The Department of Employment and Learning (DEL) has overall responsibility to ensure that Northern Ireland people are equipped to offer the qualifications and skills needed to enhance the productivity of the economy.
An examination of the progress in meeting these objectives is difficult because DEL, which has the central co-ordinating and planning role, does not publish clear guidance on the set of objectives, the baseline position and the incremental achievements.
There is an absence of measurable targets and no timetable to make changes or increase the specific skills levels of the upcoming generation.
DEL argues its 2009 'quality and performance report' "has set out the first comprehensive quantitative baseline analysis of DEL provision...". It can claim to be first to introduce some quantitative analysis but the coverage leaves too many unanswered questions about the adequacy of its claim to being comprehensive.
Part, but only part, of the gap in adequate information to assess needs and trends in meeting the skills deficits, lies in weaknesses in the quantitative curriculum planning and comparisons of the plans with the results.
This debate must look at the overall ambitions, convert these to objectives and plans for different institutions, and then consider the mechanisms and incentives to meet the overall ambitions.
For the upcoming cohort of young people, this suggests an analysis of the ambitions for the universities, the further education colleges and the commissioning of specific training and skills from training organisations.
Each of these strands merits careful review. For the universities, there is still no firm conclusion on the recent review of their strategic role. The report by Sir Graham Davies was, regrettably, an opportunity deferred.
Whilst the universities tend to attract high profile attention, the critical and wide-ranging contribution of the FE colleges is almost taken for granted.
The six restructured FE colleges are positioned to be major contributors to a range of qualifications that are an essential part of the matrix of key skills where Northern Ireland needs to step up its performance.
The contribution of the FE colleges is not carefully tailored to the needs of the economy. Individual colleges endeavour to meet a wide range of needs (sometimes too wide) and are mentored by a system of earning funds from DEL on a weighted funding basis.
There is no quantified matrix of subjects, qualifications and number of places on which to assess what is expected. The curriculum evolves around student demand and funding formulae.
Some years ago, an idea to encourage greater effort in key areas was linked to the setting up of a small number of priority subjects. However, this ambition was without any delivery mechanism and, in general, proved ineffective.
Whilst there are notable skills and training specialisms in different FE colleges, there appears to be no mechanism for the minister and DEL to set wide-ranging objectives for each college and to monitor delivery.
The deficiencies of the 'scatter gun' approach of DEL emerges in its own documents, from last year, offering a description of most of the main parts of the skills and training actions, followed by a separate response by DEL itself to the issues in its own 'quality and performance report'.

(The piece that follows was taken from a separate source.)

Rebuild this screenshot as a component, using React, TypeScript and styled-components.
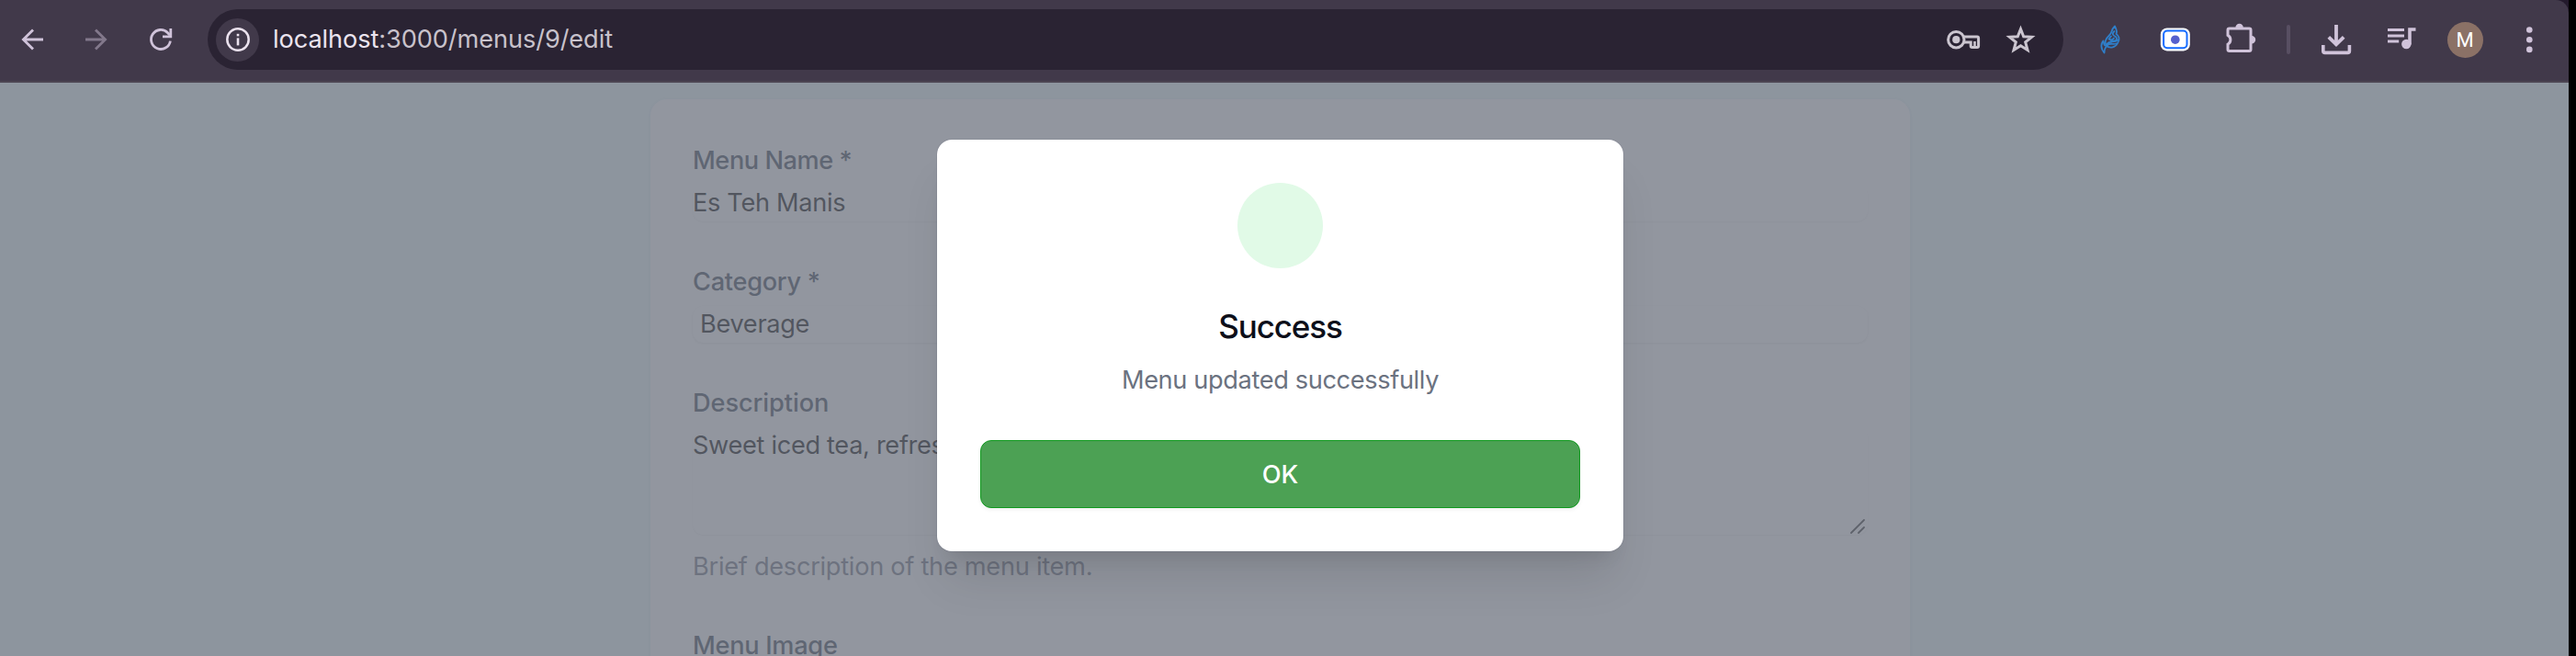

The quality and performance report is an interesting perspective since it is DEL judging itself.
What may be the most critical omission in this internal report is the absence of an explicit acknowledgement that Northern Ireland is facing into a period when a much larger proportion of the labour force should be better qualified for the changing structure of an improving economy. Even as a generic ambition, a statement of that kind would help to sharpen the analysis.
A mechanism to give greater momentum to the development of a more targeted and ambitious FE sector is needed, with more specific curriculum planning and targeted funding of FE colleges.